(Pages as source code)
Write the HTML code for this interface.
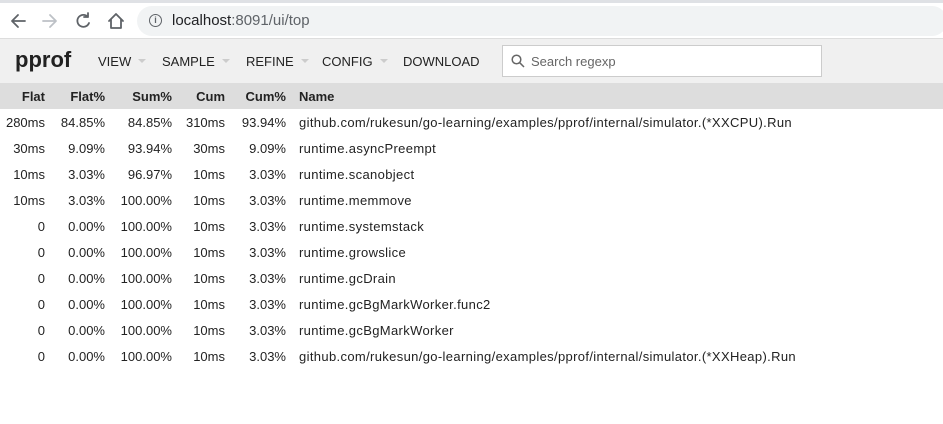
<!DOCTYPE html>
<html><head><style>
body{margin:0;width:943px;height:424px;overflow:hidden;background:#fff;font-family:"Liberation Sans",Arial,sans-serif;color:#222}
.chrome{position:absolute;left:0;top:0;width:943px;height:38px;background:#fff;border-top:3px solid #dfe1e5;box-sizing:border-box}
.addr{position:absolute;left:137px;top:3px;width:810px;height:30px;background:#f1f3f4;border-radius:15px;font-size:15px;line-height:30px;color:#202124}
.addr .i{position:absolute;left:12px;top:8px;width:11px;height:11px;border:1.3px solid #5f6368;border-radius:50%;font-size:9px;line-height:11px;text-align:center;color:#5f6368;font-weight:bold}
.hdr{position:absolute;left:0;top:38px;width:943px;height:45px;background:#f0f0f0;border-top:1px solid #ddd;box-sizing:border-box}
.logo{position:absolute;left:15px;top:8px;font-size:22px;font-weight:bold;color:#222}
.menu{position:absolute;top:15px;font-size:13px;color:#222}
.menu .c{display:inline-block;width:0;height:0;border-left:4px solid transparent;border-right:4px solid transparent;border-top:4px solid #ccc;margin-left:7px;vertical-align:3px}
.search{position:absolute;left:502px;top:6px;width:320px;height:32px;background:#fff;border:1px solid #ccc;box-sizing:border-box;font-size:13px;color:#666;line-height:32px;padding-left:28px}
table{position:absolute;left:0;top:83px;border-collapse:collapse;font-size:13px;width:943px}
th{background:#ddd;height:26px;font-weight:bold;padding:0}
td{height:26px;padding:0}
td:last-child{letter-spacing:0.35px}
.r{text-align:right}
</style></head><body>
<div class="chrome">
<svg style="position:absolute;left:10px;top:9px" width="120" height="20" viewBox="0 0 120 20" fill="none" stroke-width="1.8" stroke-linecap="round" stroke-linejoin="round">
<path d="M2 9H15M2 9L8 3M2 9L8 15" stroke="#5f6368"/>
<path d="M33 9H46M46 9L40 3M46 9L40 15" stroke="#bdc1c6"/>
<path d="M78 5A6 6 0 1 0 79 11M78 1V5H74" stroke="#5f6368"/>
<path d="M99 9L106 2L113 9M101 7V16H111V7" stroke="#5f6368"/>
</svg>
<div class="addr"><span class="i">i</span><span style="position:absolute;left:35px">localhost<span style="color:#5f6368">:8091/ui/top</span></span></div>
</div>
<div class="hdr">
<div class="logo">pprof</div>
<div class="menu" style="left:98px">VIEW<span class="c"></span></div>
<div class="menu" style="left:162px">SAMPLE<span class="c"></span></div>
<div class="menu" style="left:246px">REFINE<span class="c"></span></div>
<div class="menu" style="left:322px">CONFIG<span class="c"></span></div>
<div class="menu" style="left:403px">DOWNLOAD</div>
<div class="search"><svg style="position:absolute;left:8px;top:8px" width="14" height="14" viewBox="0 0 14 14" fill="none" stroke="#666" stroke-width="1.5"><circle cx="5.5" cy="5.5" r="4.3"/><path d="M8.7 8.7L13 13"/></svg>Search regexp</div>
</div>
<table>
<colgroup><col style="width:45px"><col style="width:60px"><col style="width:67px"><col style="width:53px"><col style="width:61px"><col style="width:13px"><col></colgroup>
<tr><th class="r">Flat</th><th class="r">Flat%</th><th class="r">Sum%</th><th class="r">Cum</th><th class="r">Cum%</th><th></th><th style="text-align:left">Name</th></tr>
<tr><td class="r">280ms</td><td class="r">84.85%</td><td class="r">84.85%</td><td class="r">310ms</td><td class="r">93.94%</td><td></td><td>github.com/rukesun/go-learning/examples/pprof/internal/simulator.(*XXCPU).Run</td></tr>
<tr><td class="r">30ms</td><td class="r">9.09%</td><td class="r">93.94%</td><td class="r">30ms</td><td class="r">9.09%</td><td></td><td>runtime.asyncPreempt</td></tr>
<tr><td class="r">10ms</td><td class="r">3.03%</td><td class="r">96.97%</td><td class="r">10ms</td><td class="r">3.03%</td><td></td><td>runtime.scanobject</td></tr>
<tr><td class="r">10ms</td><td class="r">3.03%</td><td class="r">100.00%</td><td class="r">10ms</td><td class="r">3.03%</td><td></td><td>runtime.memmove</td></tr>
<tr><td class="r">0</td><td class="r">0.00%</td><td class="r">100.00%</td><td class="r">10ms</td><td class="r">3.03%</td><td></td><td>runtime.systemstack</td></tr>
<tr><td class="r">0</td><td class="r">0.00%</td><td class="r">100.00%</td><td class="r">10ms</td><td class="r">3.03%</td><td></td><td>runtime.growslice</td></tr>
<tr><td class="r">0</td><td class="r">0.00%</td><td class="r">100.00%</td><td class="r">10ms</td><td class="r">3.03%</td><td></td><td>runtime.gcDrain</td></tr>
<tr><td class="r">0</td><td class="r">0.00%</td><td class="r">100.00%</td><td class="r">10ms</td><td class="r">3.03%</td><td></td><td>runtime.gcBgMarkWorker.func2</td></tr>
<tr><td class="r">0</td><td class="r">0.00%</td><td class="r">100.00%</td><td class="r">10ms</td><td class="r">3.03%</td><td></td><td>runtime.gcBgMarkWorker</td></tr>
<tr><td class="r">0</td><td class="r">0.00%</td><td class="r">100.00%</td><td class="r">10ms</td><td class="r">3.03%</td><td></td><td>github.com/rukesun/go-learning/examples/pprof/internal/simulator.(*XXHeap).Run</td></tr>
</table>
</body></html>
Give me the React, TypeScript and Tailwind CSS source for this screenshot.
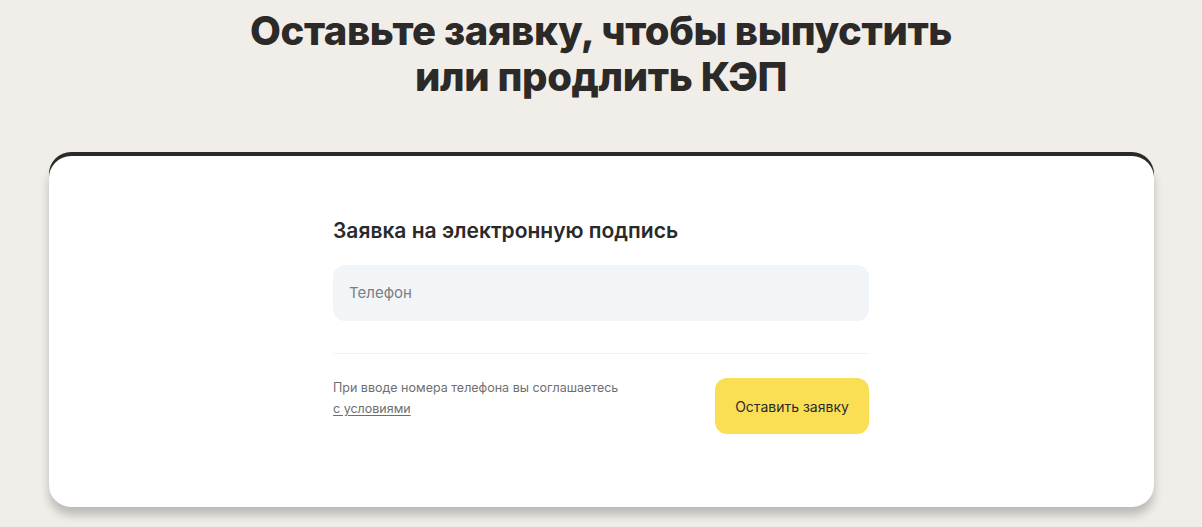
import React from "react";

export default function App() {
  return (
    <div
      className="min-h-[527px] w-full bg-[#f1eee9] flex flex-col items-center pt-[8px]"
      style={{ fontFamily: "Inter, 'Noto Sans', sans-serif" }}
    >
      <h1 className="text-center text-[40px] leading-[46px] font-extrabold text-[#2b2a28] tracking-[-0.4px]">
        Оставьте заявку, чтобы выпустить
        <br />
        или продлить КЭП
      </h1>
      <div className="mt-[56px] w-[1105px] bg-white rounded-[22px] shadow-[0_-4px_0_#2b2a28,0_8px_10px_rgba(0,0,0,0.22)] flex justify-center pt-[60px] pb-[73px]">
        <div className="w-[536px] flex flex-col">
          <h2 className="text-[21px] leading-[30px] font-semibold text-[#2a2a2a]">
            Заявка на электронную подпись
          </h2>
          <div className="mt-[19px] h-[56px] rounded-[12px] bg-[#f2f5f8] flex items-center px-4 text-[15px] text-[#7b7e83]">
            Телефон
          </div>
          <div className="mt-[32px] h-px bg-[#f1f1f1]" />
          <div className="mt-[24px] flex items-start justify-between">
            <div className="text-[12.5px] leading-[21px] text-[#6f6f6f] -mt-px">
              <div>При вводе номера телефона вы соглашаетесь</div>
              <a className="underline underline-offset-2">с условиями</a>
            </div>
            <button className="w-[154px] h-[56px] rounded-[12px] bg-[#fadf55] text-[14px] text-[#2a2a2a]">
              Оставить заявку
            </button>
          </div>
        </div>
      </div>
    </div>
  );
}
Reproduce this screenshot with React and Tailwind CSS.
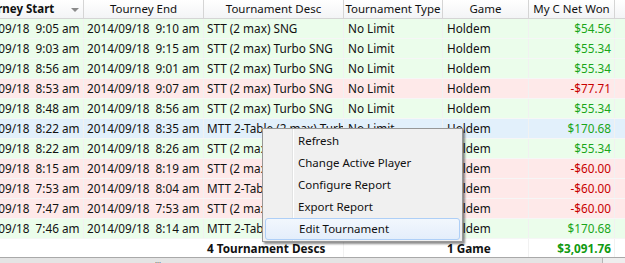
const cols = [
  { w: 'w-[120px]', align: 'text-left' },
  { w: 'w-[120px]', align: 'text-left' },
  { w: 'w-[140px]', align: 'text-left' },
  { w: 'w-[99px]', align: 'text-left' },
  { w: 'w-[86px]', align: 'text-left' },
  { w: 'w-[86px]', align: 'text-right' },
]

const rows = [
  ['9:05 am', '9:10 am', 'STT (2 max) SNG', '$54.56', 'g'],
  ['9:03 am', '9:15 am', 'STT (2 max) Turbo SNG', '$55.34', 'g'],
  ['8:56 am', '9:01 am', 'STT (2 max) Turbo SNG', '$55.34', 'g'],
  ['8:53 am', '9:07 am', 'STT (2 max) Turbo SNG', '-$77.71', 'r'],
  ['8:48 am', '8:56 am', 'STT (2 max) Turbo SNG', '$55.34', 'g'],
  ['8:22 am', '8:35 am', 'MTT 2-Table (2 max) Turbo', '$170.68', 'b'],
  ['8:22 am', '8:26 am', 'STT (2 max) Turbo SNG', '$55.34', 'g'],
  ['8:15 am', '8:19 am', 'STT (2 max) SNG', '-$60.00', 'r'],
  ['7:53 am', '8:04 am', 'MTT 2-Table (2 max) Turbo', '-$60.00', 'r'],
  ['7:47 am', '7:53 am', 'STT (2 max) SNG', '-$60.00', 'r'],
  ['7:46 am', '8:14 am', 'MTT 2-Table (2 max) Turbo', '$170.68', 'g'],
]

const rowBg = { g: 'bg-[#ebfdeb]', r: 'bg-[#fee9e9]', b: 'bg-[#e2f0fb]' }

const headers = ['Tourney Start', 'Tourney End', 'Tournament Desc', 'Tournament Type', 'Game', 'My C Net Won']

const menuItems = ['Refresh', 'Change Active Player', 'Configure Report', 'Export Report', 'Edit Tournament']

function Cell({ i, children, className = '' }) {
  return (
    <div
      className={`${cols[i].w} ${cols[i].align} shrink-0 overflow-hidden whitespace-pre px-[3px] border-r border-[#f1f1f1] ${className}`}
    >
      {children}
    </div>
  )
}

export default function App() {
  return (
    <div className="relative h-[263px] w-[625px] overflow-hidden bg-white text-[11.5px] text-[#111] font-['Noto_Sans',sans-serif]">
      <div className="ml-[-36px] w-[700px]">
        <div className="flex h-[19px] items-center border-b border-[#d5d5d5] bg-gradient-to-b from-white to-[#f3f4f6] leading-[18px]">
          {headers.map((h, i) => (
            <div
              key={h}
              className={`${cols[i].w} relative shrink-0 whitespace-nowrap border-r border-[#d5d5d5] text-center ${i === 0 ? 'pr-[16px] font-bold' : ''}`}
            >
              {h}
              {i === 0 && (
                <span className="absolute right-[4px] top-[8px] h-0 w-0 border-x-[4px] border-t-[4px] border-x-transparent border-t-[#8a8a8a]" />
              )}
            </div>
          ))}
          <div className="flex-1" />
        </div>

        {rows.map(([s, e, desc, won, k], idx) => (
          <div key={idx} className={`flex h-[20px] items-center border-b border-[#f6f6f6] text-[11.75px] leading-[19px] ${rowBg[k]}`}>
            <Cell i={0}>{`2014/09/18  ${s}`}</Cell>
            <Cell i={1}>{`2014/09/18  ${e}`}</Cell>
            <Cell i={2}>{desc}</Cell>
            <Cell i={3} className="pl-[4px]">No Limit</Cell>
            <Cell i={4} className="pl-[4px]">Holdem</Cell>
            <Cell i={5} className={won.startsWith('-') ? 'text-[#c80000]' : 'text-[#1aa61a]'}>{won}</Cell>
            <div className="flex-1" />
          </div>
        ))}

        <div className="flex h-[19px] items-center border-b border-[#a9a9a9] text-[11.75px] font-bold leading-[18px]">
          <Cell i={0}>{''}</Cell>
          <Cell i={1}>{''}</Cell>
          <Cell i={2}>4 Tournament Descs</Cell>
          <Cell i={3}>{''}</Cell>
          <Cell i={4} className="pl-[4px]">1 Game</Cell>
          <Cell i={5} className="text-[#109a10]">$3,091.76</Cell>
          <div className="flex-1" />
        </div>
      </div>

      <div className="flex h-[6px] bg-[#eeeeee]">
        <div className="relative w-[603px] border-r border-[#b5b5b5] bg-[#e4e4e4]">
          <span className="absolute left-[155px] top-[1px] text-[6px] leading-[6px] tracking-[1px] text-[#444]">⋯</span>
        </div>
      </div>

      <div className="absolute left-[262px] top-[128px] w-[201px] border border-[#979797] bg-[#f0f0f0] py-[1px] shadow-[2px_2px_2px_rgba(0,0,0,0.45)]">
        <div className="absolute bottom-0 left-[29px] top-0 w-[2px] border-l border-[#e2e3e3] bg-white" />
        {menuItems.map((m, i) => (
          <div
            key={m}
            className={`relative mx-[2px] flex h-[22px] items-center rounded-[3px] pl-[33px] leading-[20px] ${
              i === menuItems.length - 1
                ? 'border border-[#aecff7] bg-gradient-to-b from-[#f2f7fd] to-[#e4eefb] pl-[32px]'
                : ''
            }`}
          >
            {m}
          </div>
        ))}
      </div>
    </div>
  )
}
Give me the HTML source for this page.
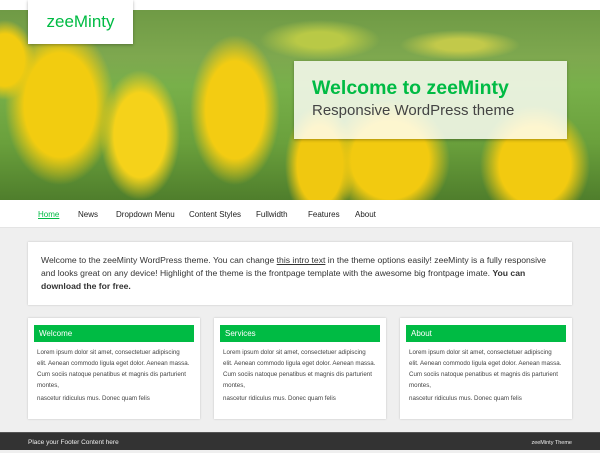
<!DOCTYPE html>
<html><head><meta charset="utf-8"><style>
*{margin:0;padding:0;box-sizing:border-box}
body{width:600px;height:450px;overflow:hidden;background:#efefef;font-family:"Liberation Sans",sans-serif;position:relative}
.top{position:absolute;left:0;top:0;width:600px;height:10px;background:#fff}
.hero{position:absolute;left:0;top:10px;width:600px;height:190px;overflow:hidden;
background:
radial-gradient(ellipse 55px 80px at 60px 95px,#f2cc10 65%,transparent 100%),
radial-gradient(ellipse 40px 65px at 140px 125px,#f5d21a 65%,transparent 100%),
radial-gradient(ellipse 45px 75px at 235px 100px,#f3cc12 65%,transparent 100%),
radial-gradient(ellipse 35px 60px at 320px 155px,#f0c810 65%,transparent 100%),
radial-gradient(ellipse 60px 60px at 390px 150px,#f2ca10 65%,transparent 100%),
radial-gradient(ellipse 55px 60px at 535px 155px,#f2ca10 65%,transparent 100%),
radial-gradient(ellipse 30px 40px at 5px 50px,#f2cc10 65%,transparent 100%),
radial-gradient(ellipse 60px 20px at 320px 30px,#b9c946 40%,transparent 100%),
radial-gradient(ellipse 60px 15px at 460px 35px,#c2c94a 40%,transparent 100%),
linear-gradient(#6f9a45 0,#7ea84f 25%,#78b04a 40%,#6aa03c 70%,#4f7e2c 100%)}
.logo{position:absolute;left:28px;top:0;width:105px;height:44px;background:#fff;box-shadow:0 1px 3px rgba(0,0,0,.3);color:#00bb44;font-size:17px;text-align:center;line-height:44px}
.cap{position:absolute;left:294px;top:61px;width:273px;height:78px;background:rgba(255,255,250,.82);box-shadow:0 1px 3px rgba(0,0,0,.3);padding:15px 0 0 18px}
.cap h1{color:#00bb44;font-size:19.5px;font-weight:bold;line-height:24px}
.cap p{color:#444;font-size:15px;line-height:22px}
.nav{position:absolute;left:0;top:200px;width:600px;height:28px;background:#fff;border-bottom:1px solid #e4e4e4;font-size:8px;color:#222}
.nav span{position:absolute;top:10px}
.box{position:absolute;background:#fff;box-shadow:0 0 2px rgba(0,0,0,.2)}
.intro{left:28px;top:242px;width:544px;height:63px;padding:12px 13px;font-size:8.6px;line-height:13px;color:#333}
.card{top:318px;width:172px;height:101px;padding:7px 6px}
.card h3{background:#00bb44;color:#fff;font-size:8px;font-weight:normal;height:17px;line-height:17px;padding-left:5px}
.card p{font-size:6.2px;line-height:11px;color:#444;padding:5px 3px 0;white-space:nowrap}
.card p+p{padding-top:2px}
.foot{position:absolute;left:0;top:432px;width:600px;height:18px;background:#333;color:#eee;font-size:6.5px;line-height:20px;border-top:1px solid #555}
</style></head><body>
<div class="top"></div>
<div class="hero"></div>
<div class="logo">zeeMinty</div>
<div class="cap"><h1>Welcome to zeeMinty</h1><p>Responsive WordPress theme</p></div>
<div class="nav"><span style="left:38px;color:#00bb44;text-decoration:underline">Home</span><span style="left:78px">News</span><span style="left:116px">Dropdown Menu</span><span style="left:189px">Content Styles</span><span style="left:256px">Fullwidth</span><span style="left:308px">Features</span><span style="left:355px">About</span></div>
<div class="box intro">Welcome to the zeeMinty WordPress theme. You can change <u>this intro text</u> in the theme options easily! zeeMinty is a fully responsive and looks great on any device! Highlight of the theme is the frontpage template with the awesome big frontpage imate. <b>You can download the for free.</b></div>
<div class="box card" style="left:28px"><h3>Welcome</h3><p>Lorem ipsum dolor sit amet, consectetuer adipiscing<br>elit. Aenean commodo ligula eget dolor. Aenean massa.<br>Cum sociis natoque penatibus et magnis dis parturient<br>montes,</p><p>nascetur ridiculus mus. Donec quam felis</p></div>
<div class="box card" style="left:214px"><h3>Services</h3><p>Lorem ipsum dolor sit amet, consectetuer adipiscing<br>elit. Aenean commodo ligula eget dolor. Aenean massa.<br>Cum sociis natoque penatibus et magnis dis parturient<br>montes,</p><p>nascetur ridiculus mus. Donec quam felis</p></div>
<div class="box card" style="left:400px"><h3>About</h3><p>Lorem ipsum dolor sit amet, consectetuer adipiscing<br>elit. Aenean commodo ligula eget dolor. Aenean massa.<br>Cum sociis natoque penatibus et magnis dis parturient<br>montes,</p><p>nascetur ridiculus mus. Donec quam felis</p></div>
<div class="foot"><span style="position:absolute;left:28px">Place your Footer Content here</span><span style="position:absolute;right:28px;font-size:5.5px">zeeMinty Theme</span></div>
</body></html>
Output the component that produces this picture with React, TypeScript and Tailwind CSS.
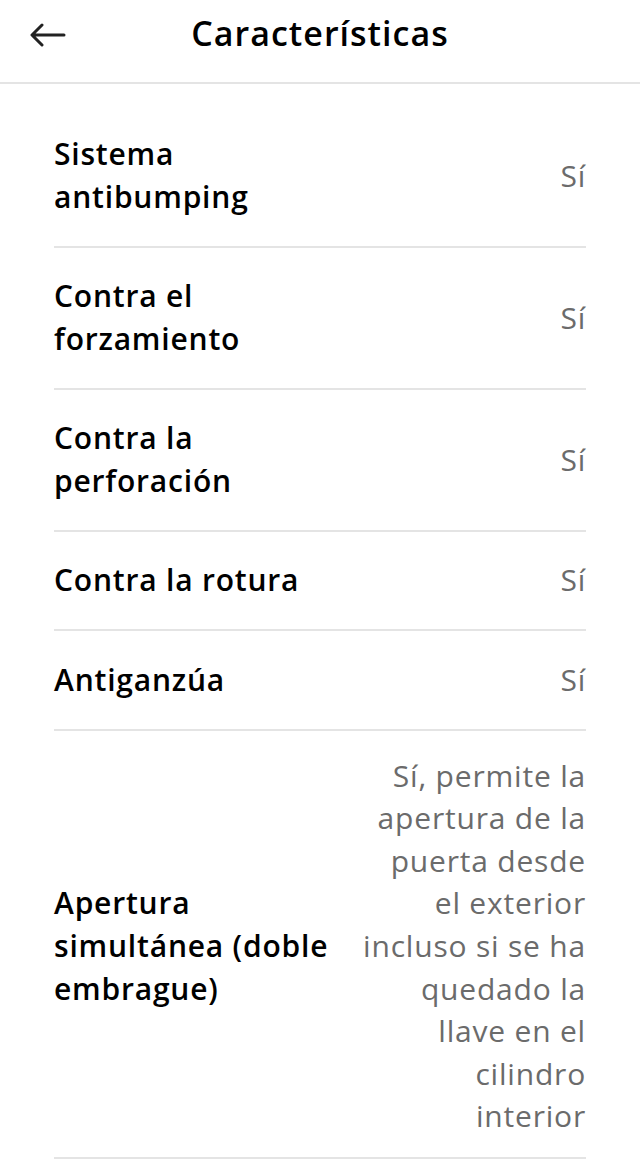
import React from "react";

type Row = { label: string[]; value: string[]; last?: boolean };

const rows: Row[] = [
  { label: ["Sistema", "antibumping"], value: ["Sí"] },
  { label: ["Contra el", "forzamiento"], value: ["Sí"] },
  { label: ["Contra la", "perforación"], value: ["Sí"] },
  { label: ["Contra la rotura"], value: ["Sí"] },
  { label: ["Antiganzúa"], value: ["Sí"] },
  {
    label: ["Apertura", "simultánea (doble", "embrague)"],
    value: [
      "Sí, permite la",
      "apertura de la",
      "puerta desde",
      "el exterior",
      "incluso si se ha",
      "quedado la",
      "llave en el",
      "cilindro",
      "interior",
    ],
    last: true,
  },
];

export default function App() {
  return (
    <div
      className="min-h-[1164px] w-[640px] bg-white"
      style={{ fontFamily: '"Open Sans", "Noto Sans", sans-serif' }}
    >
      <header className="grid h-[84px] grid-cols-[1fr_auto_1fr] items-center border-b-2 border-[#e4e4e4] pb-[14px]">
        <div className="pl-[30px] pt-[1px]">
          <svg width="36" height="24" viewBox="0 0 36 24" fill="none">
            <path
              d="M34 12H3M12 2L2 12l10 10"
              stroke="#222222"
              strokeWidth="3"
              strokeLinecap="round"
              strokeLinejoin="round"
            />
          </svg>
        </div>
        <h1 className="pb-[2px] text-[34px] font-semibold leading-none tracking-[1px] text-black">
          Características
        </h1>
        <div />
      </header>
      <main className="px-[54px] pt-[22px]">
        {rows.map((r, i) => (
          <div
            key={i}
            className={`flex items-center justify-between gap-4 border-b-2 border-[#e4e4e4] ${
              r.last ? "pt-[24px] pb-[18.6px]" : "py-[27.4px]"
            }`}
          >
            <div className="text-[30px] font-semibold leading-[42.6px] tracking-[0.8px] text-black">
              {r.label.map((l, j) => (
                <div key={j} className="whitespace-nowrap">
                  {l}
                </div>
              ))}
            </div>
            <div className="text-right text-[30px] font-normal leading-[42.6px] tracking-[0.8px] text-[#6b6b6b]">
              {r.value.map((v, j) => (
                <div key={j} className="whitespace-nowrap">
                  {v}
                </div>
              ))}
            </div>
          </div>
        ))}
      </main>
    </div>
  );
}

_Stated task:_ Search the entries for the word "Tailwind" and pick out every line that holds it.

_Worked answer:_
Give me the React, TypeScript and Tailwind CSS source for this screenshot.
Reproduce this screenshot with React and Tailwind CSS.
Output the component that produces this picture with React, TypeScript and Tailwind CSS.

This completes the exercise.